Di Zeo acabou preso em 2007 e foi sucedido por Mauro Martín, atual líder da Doce. Solto no final do ano passado, Di Zeo foi protagonista de mais uma história tenebrosa contada por Grabia, um dos capítulos mais tristes da história recente do Boca. No final de semana seguinte à conquista da liberdade, Di Zeo foi a La Bombonera acompanhado de seus seguidores fiéis, disposto a recuperar o poder perdido. Instalaram-se nas arquibancadas de visitantes. A facção comandada por Martín também estava lá, na arquibancada oposta. O mesmo clube, duas torcidas se ameaçando e se olhando com raiva, e um clima de terror que assustou jornalistas e autoridades públicas.

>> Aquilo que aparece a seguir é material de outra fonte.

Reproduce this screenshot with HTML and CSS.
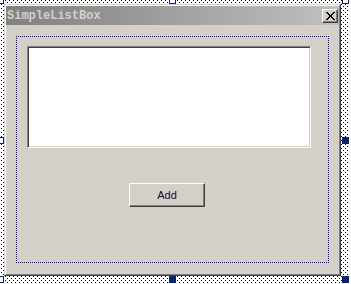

Sobre a relação com políticos, Grabia lembrou que as organizadas são pagas (verdadeiras fortunas) para atuar a favor de determinadas candidaturas. Obviamente, depois cobram a fatura, na forma de proteção e privilégios, vistas grossas para os crimes que cometem. Com os jogadores, a conexão envolve o pagamento de espécie de pedágio - para não correr riscos e escapar de críticas e ataques, os atletas do clube se submetem a participar de gigantescas festas patrocinadas pela Doce, que chegam a reunir 500 mil pessoas, e onde a torcida coloca em prática mais um mecanismo para ajudar a encher seus cofres, cobrando por autógrafos e fotos com os ídolos. "É uma maneira de os jogadores tentarem viver em paz", disse o jornalista do Olé. 

Sossego, aliás, que o próprio Grabia viu ameaçado em várias situações, por conta das investigações que faz e das reportagens que publica. A torcida, obviamente, não gosta. "Mas tenho ainda mais medo da polícia que dos torcedores. Os policiais têm informação privilegiada, o respaldo do setor público. Já cheguei a receber telefonemas deles dizendo que sabem onde moro, que conhecem minha rotina, que sabem onde meus filhos estudam. Não tenho muito como me defender, é a polícia! Só me restou recorrer à chefia do jornal Clarín, o mais importante do país e responsável pelo Olé, que rebateu e disse que, se algo acontecesse a mim, o jornal publicaria denúncias pesadíssimas contra a corporação". 

Sobre o futuro, Grabia é pessimista. Para ele, acabar com as organizadas mafiosas exige vontade política. Mas o governo, beneficiado pelo estado das coisas, não atua para promover mudanças. E a degradação social vivida nos últimos anos pela Argentina só faz aumentar a procura pelas organizadas, principalmente por parte dos jovens. Os chefes das facções, de acordo com Grabia, são das classes mais abastadas; os mais pobres tocam a rotina e o serviço sujo. "Há uma fratura social também nas organizadas, divisão de tarefas. Há os que mandam e os que agem". Além disso, ele diz que o futebol é atualmente a única instituição ainda respeitada no país vizinho, que oferece identidade, reconhecimento e coesão. "Por conta disso, os jovens são facilmente recrutados. Outras utopias se foram", lamentou.